へりくだって用いられた賜物は教会を最良のやり方で築き上げます。傲慢や自分を他の人の上に置く態度は教会をあっという間に崩壊させます。

「聖霊様をいただいているクリスチャンは彼らがクリスチャンである証として何か恵みの賜物をもっている」という教えがあります。そして「その賜物とは異言で話すことだ」と主張する人が多くいます。「聖霊様をまだいただいていない人たちは神様の御霊をいただけるようなレヴェルにがんばって到達しなければならない」という教えも聞かれます。このような教えを私たちは受け入れません。なぜなら、聖書はこのようなことを何も教えてはいないからです。すべての「神様の子供」には聖霊様がおられます。人が神様の御霊をいただいている「しるし」は「その人がイエス様を信じている」ということです。聖霊様なしには誰もイエス様を信じることができません。聖書が語っている意味での「御霊に満たされること」というのは「私たちの中にお住みになっている神様の御霊が私たちの中でより大きな場所を支配するようになる」ということです。私たちの中でもこうなるように願い求めましょう。

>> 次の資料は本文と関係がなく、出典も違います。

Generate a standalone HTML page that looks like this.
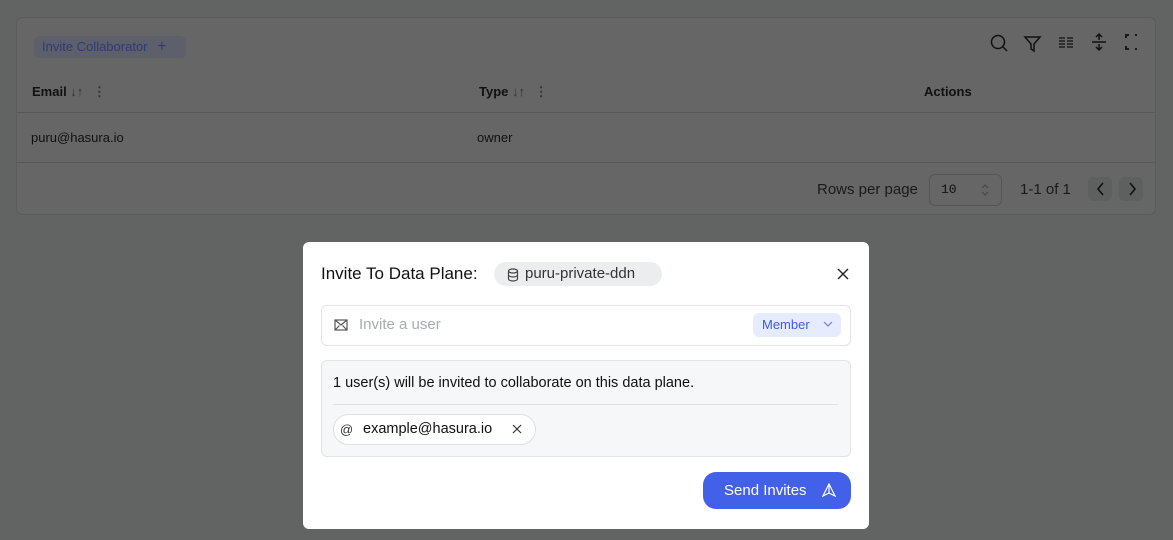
<!DOCTYPE html>
<html><head><style>
*{box-sizing:border-box;margin:0;padding:0}
body{width:1173px;height:540px;background:#626363;font-family:"Liberation Sans",sans-serif;position:relative;overflow:hidden;color:#111}
.abs{position:absolute}
.card{left:16px;top:17px;width:1140px;height:198px;background:#666;border:1px solid #5b5b5b;border-radius:6px}
.hline{height:1px;background:#575757;left:0;right:0}
.modal{left:303px;top:242px;width:566px;height:287px;background:#fff;border-radius:6px}
</style></head><body>
<div class="abs card">
  <div class="abs" style="left:17px;top:18px;width:152px;height:22px;background:#5d5f6a;border-radius:6px;color:#2f3a78;font-size:13px;line-height:22px;padding-left:8px">Invite Collaborator <span style="margin-left:6px;font-size:16px">+</span></div>
  <div class="abs" style="left:15px;top:66px;font-size:13px;font-weight:bold">Email <span style="font-weight:normal;color:#333">↓↑</span> <span style="color:#333;margin-left:6px">⋮</span></div>
  <div class="abs" style="left:462px;top:66px;font-size:13px;font-weight:bold">Type <span style="font-weight:normal;color:#333">↓↑</span> <span style="color:#333;margin-left:6px">⋮</span></div>
  <div class="abs" style="left:907px;top:66px;font-size:13px;font-weight:bold">Actions</div>
  <div class="abs hline" style="top:94px"></div>
  <div class="abs" style="left:14px;top:112px;font-size:13px">puru@hasura.io</div>
  <div class="abs" style="left:460px;top:112px;font-size:13px">owner</div>
  <div class="abs hline" style="top:144px"></div>
  <div class="abs" style="left:800px;top:163px;font-size:15px;color:#1a1a1a">Rows per page</div>
  <div class="abs" style="left:912px;top:156px;width:73px;height:32px;border:1px solid #555;border-radius:6px;font-family:'Liberation Mono',monospace;font-size:13px;line-height:30px;padding-left:11px">10</div>
  <svg class="abs" style="left:964px;top:165px" width="8" height="14" fill="none" stroke="#444" stroke-width="1"><path d="M1 5l3-3 3 3M1 9l3 3 3-3"/></svg>
  <div class="abs" style="left:1003px;top:163px;font-size:15px;color:#1a1a1a">1-1 of 1</div>
  <div class="abs" style="left:1071px;top:159px;width:24px;height:24px;background:#5e5f5f;border-radius:5px"></div>
  <div class="abs" style="left:1102px;top:159px;width:24px;height:24px;background:#5e5f5f;border-radius:5px"></div>
  <svg class="abs" style="left:1071px;top:159px" width="56" height="24" fill="none" stroke="#111" stroke-width="1.6"><path d="M15 6l-5 6 5 6"/><path d="M42 6l5 6-5 6"/></svg>
  <svg class="abs" style="left:970px;top:12px" width="150" height="26" fill="none" stroke="#111" stroke-width="1.5">
    <circle cx="11" cy="12" r="6.5"/><path d="M16 17l4 4"/>
    <path d="M38 7h15l-6 7v7l-3-2v-5z"/>
    <path d="M72 8h6M72 11h6M72 14h6M72 17h6M80 8h6M80 11h6M80 14h6M80 17h6" stroke-width="1.2"/>
    <path d="M105 12h14M112 4v6M109 7l3-3 3 3M112 20v-6M109 17l3 3 3-3"/>
    <path d="M139 8v-3h3M148 5h3v3M151 16v3h-3M142 19h-3v-3" stroke-width="1.8"/>
  </svg>
</div>
<div class="abs modal">
  <div class="abs" style="left:18px;top:22px;font-size:17px;color:#111">Invite To Data Plane:</div>
  <div class="abs" style="left:191px;top:20px;width:168px;height:24px;background:#ebedef;border-radius:12px;font-size:15px;color:#333;line-height:23px;padding-left:31px">puru-private-ddn</div>
  <svg class="abs" style="left:204px;top:26px" width="12" height="14" fill="none" stroke="#444" stroke-width="1.2"><ellipse cx="6" cy="3" rx="4.5" ry="2"/><path d="M1.5 3v8c0 1 2 2 4.5 2s4.5-1 4.5-2V3M1.5 7c0 1 2 2 4.5 2s4.5-1 4.5-2"/></svg>
  <svg class="abs" style="left:533px;top:25px" width="14" height="14" stroke="#222" stroke-width="1.4"><path d="M2 2l10 10M12 2L2 12"/></svg>
  <div class="abs" style="left:18px;top:63px;width:530px;height:41px;border:1px solid #e2e4e8;border-radius:6px"></div>
  <svg class="abs" style="left:31px;top:77px" width="14" height="12" fill="none" stroke="#555" stroke-width="1.2"><rect x="1" y="1" width="12" height="10"/><path d="M1 1l6 5 6-5M1 11l4.5-4.5M13 11l-4.5-4.5"/></svg>
  <div class="abs" style="left:56px;top:74px;font-size:15px;color:#a7abb2">Invite a user</div>
  <div class="abs" style="left:450px;top:71px;width:88px;height:24px;background:#e6ebfd;border-radius:6px;color:#3f5be6;font-size:13px;line-height:24px;padding-left:9px">Member</div>
  <svg class="abs" style="left:520px;top:79px" width="10" height="7" fill="none" stroke="#6a7be8" stroke-width="1.1"><path d="M1 1l4 4 4-4"/></svg>
  <div class="abs" style="left:18px;top:118px;width:530px;height:97px;background:#f6f7f9;border:1px solid #e2e4e8;border-radius:6px"></div>
  <div class="abs" style="left:30px;top:133px;font-size:14.5px;color:#111">1 user(s) will be invited to collaborate on this data plane.</div>
  <div class="abs" style="left:30px;top:162px;width:505px;height:1px;background:#dfe1e5"></div>
  <div class="abs" style="left:30px;top:172px;width:203px;height:31px;background:#fff;border:1px solid #dcdfe3;border-radius:16px;font-size:14.5px;line-height:29px;padding-left:29px;color:#111">example@hasura.io</div>
  <div class="abs" style="left:37px;top:180px;font-size:13px;color:#333">@</div>
  <svg class="abs" style="left:209px;top:182px" width="10" height="10" stroke="#333" stroke-width="1.2"><path d="M1 1l8 8M9 1L1 9"/></svg>
  <div class="abs" style="left:400px;top:230px;width:148px;height:37px;background:#4360e8;border-radius:13px;color:#fff;font-size:15px;line-height:37px;padding-left:21px">Send Invites</div>
  <svg class="abs" style="left:519px;top:241px" width="14" height="14" fill="none" stroke="#fff" stroke-width="1.2"><path d="M7 1l6 12-6-3-6 3z"/><path d="M7 1v9"/></svg>
</div>
</body></html>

「神様のもの」として生きることは、力とか奇跡ではなくて、十字架を担うことです。十字架を担うことは、弱さであり、病気であり、難問であり、軽蔑の対象になることであり、期待していた奇跡が起きないことでもあります。「このような人生を送っている人たちは、とくに他の人たちより劣っている神様の子供だ」というわけではありません。神様の御言葉によれば、実は彼らこそ、神様にとって特別に愛らしい子供たちなのです。

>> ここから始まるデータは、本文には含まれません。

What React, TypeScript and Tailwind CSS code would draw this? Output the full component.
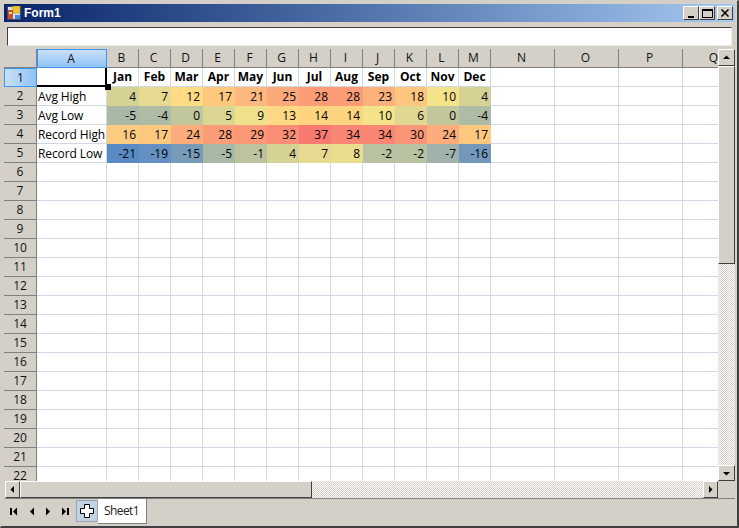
import { Fragment, ReactNode } from "react"

const colHeads = [
  { name: "A", selected: true },
  ..."BCDEFGHIJKLMNOPQ".split("").map((name) => ({ name, selected: false })),
]

const months = ["Jan", "Feb", "Mar", "Apr", "May", "Jun", "Jul", "Aug", "Sep", "Oct", "Nov", "Dec"]

const rows: [string, number[]][] = [
  ["Avg High", [4, 7, 12, 17, 21, 25, 28, 28, 23, 18, 10, 4]],
  ["Avg Low", [-5, -4, 0, 5, 9, 13, 14, 14, 10, 6, 0, -4]],
  ["Record High", [16, 17, 24, 28, 29, 32, 37, 34, 34, 30, 24, 17]],
  ["Record Low", [-21, -19, -15, -5, -1, 4, 7, 8, -2, -2, -7, -16]],
]

// three colour scale, blue / yellow / red, midpoint at the median
function heat(v: number) {
  const low = [90, 138, 198]
  const midLow = [244, 227, 138]
  const midHigh = [255, 228, 132]
  const high = [250, 122, 114]
  const t = v <= 10 ? (v + 21) / 31 : (v - 10) / 27
  const a = v <= 10 ? low : midHigh
  const b = v <= 10 ? midLow : high
  return "rgb(" + a.map((c, i) => Math.round(c + (b[i] - c) * t)).join(",") + ")"
}

const cell = "h-[19px] border-r border-b border-[#d0d7e5] px-[2px] text-[12px] leading-[18px] text-black whitespace-nowrap overflow-hidden"
const bevel = "bg-[#d4d0c8] border border-t-white border-l-white border-r-[#404040] border-b-[#404040]"
const track = "bg-[repeating-conic-gradient(#d4d0c8_0_25%,#ffffff_0_50%)] bg-[length:2px_2px]"

function RowHead({ n, selected }: { n: number; selected?: boolean }) {
  return (
    <div
      className={
        selected
          ? "h-[19px] flex items-center justify-center text-[12px] text-[#111] border border-[#3d95ee] bg-gradient-to-r from-[#c9e0f8] to-[#8fc2f5]"
          : "h-[19px] flex items-center justify-center text-[12px] text-[#111] bg-[#d4d0c8] border-r border-b border-[#808080]"
      }
    >
      {n}
    </div>
  )
}

function Arrow({ points }: { points: string }) {
  return (
    <svg width="9" height="9" viewBox="0 0 9 9">
      <polygon points={points} fill="#000" />
    </svg>
  )
}

function ScrollBtn({ className, children }: { className: string; children: ReactNode }) {
  return <div className={className + " " + bevel + " flex items-center justify-center shrink-0"}>{children}</div>
}

function WinBtn({ children }: { children: ReactNode }) {
  return <div className={"w-[16px] h-[14px] flex items-center justify-center " + bevel}>{children}</div>
}

function NavIcon({ children }: { children: ReactNode }) {
  return (
    <svg width="9" height="9" viewBox="0 0 9 9" className="w-[9px] h-[9px]">
      {children}
    </svg>
  )
}

export default function App() {
  return (
    <div className="w-[739px] h-[528px] flex flex-col bg-[#d4d0c8] border-r-2 border-b-2 border-r-[#404040] border-b-[#404040] border-t border-l border-t-[#d4d0c8] border-l-[#d4d0c8] overflow-hidden font-['Open_Sans',sans-serif]">
      {/* title bar */}
      <div className="mt-[3px] ml-[3px] mr-[2px] h-[18px] shrink-0 flex items-center pl-[3px] pr-[2px] bg-gradient-to-r from-[#0a246a] to-[#a6caf0]">
        <svg width="14" height="14" viewBox="0 0 14 14" className="shrink-0">
          <rect x="0.5" y="0.5" width="13" height="13" fill="#d9dee6" stroke="#3c4a66" />
          <rect x="1" y="4" width="5" height="9" fill="#c8502a" />
          <rect x="2" y="6" width="3" height="2" fill="#f0e0a0" />
          <rect x="6" y="0" width="7" height="7" fill="#f4c430" stroke="#a67c10" strokeWidth="0.5" />
          <rect x="8" y="9" width="5" height="4" fill="#4a86d8" />
        </svg>
        <span className="ml-[3px] text-[12px] leading-none font-bold text-white font-['Liberation_Sans',sans-serif]">Form1</span>
        <div className="ml-auto flex items-center">
          <WinBtn>
            <div className="mt-[7px] w-[6px] h-[2px] bg-black" />
          </WinBtn>
          <WinBtn>
            <div className="w-[11px] h-[9px] border border-black border-t-2" />
          </WinBtn>
          <div className="w-[2px]" />
          <WinBtn>
            <svg width="8" height="8" viewBox="0 0 8 8">
              <path d="M0.5 0.5 L7.5 7.5 M7.5 0.5 L0.5 7.5" stroke="#000" strokeWidth="1.5" />
            </svg>
          </WinBtn>
        </div>
      </div>

      {/* formula box */}
      <div className="mt-[5px] ml-[6px] mr-[5px] h-[19px] shrink-0 bg-white border border-t-[#404040] border-l-[#404040] border-r-[#eeeeee] border-b-[#eeeeee]" />

      {/* sheet + vertical scrollbar */}
      <div className="mt-[3px] ml-[3px] mr-[2px] h-[432px] shrink-0 flex">
        <div className="w-[714px] h-[432px] overflow-hidden bg-white">
          <div className="w-[743px] grid grid-cols-[33px_70px_repeat(12,32px)_repeat(4,64px)] grid-rows-[19px_repeat(22,19px)]">
            <div className="bg-[#d4d0c8] border-r border-b border-[#808080]" />
            {colHeads.map((c) => (
              <div
                key={c.name}
                className={
                  c.selected
                    ? "flex items-center justify-center pr-[2px] text-[12px] text-[#111] border border-[#3d95ee] bg-gradient-to-b from-[#c9e0f8] to-[#8fc2f5]"
                    : "flex items-center justify-center pr-[2px] text-[12px] text-[#111] bg-[#d4d0c8] border-r border-b border-[#808080]"
                }
              >
                {c.name}
              </div>
            ))}

            <RowHead n={1} selected />
            <div className="relative h-[19px] border-r-2 border-b-2 border-black">
              <div className="absolute right-[-6px] bottom-[-5px] w-[6px] h-[6px] bg-black" />
            </div>
            {months.map((m) => (
              <div key={m} className={cell + " text-center font-bold"}>
                {m}
              </div>
            ))}
            {Array.from({ length: 4 }).map((_, i) => (
              <div key={i} className={cell} />
            ))}

            {rows.map(([label, values], r) => (
              <Fragment key={label}>
                <RowHead n={r + 2} />
                <div className={cell + " pt-[1px] pl-[1px] tracking-[-0.1px]"}>{label}</div>
                {values.map((v, i) => (
                  <div key={i} className={cell + " pt-[1px] text-right border-transparent"} style={{ backgroundColor: heat(v) }}>
                    {v}
                  </div>
                ))}
                {Array.from({ length: 4 }).map((_, i) => (
                  <div key={"e" + i} className={cell} />
                ))}
              </Fragment>
            ))}

            {Array.from({ length: 17 }).map((_, r) => (
              <Fragment key={r}>
                <RowHead n={r + 6} />
                {Array.from({ length: 17 }).map((_, i) => (
                  <div key={i} className={cell} />
                ))}
              </Fragment>
            ))}
          </div>
        </div>

        <div className={"w-[17px] flex flex-col " + track}>
          <ScrollBtn className="w-[17px] h-[17px]">
            <Arrow points="1,6 8,6 4.5,2.5" />
          </ScrollBtn>
          <div className={"w-[17px] h-[198px] shrink-0 " + bevel} />
          <div className="flex-1" />
          <ScrollBtn className="w-[17px] h-[16px]">
            <Arrow points="1,3 8,3 4.5,6.5" />
          </ScrollBtn>
        </div>
      </div>

      {/* horizontal scrollbar */}
      <div className="ml-[4px] mr-[2px] h-[18px] shrink-0 flex border-b border-[#808080]">
        <div className={"w-[713px] h-[17px] flex " + track}>
          <ScrollBtn className="w-[15px] h-[17px]">
            <Arrow points="6,1 6,8 2.5,4.5" />
          </ScrollBtn>
          <div className={"w-[292px] h-[17px] shrink-0 " + bevel} />
          <div className="flex-1" />
          <ScrollBtn className="w-[15px] h-[17px]">
            <Arrow points="3,1 3,8 6.5,4.5" />
          </ScrollBtn>
        </div>
      </div>

      {/* sheet tabs */}
      <div className="ml-[9px] h-[26px] flex items-start">
        <div className="mt-[8px] flex items-center gap-[8px] w-[66px]">
          <NavIcon>
            <rect x="0" y="1" width="2" height="7" fill="#000" />
            <polygon points="7,0.5 7,8.5 3,4.5" fill="#000" />
          </NavIcon>
          <NavIcon>
            <polygon points="7,0.5 7,8.5 3,4.5" fill="#000" />
          </NavIcon>
          <NavIcon>
            <polygon points="2,0.5 2,8.5 6,4.5" fill="#000" />
          </NavIcon>
          <NavIcon>
            <polygon points="1,0.5 1,8.5 5,4.5" fill="#000" />
            <rect x="6" y="1" width="2" height="7" fill="#000" />
          </NavIcon>
        </div>
        <div className="mt-[1px] w-[22px] h-[22px] flex items-center justify-center bg-[#c1d2e3] border border-[#9aa5b3]">
          <svg width="16" height="16" viewBox="0 0 16 16">
            <path d="M5.5 1.5h5v4h4v5h-4v4h-5v-4h-4v-5h4z" fill="#fff" stroke="#000" />
          </svg>
        </div>
        <div className="h-[25px] w-[49px] pl-[6px] bg-white border-r border-b border-[#808080] text-[12px] leading-[24px] tracking-[-0.6px] text-[#222]">
          Sheet1
        </div>
      </div>
    </div>
  )
}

恵みの賜物は他の人たちも同じようにするようにいざないます。一方で、それは別の他の人たちを追い払います。私のある友人は人々が異言で話し預言している集会に出くわしたことがあります。そして「もしもイエス様への信仰がこのようなものならば、私は信仰などとはかかわりたくない」と言いました。このような集会は周りの人にこうした反応を惹き起こす可能性があるのを、パウロも知っていました。それゆえ、彼は「恵みの賜物を熟慮した上で用いるように」と命じているのです。私たちは誰もイエス様のみもとから追い払ってはいけません。それゆえ、ある種の賜物は細心の注意を払いながら用いるべきですし、ときにはまったく用いないでおくことも必要です。まずはじめに人が賜物に慣れて怖がらずにすむように賜物についてちゃんと話し教えるべきです。教えた後ならばそれらを用いてもよいのです。

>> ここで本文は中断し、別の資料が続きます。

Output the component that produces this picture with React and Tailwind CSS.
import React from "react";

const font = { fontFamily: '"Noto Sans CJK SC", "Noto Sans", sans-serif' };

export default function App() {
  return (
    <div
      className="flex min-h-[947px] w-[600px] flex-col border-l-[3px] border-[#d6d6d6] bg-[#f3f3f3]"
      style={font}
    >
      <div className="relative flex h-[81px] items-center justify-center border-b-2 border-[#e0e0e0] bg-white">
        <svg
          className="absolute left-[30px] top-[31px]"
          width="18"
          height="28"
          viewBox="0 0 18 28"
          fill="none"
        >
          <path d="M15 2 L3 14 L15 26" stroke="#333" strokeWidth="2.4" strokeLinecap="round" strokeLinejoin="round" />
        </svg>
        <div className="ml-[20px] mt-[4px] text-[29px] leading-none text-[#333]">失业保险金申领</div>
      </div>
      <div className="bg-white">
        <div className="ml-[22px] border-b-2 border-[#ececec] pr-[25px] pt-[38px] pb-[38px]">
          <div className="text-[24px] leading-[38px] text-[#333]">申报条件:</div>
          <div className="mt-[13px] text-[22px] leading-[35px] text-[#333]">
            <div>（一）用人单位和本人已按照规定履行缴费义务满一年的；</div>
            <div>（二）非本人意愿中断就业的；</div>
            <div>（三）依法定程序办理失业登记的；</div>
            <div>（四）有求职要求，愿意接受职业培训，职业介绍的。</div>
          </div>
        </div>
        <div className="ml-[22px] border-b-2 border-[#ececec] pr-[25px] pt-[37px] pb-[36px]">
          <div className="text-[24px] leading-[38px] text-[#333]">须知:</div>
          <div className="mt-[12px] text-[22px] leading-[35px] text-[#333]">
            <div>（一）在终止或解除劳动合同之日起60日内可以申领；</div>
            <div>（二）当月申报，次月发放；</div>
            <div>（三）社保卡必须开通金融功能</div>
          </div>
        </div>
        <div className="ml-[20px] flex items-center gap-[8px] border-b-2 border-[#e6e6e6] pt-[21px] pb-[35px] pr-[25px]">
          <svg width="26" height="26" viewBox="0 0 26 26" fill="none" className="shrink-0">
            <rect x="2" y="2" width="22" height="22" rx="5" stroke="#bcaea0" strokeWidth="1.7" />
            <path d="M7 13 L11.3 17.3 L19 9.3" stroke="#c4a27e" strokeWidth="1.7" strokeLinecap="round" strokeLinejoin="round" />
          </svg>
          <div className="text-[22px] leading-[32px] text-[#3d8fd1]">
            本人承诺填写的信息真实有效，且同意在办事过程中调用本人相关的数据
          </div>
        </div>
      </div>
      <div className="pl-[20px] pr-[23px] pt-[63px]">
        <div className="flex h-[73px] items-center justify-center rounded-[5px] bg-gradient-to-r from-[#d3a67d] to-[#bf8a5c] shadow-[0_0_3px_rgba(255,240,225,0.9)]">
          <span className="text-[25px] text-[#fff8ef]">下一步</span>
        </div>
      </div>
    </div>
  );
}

神様は聖書で言われているとは反対のことをお話にはなりません。預言は書かれている神様の御言葉を覆すことはできません。聖書に反した預言があれば、それは神様からのものではありません。しかも、信仰者とか信頼できる聖書の教師と私たちがみなしている人でさえ、そのような「預言」をすることがありえます。私たちの中にある罪はこのような形でもあらわれるのです。そのような偽りの「預言」を引き合いに出して聖書に反した行いをする者は人間を神様の地位にまで引き上げているのです。そして、天国への道からさまよい出る危険な状態に陥ります。

聖霊様は聖書の御言葉の中におられ、その中で働かれています。それゆえ、神様の御霊が生み出してくださった真の恵みの賜物は人々をよりいっそうしっかりと御霊が住んでおられる神様の御言葉へと結びつけるものです。「あなたにとってその賜物が神様の御言葉をよりいっそう愛すべきものとしているかどうか」ということは、その賜物が神様からのものであるかどうか、賜物が正しく用いられているかどうか、見分けるよい指針になります。賜物が人を神様からどんどん遠ざけてしまうというケースもあるのです。そのような「賜物」は神様からのものではありません。また、神様の与えてくださった賜物が御心とは異なるやり方で間違って用いられているケースもあります。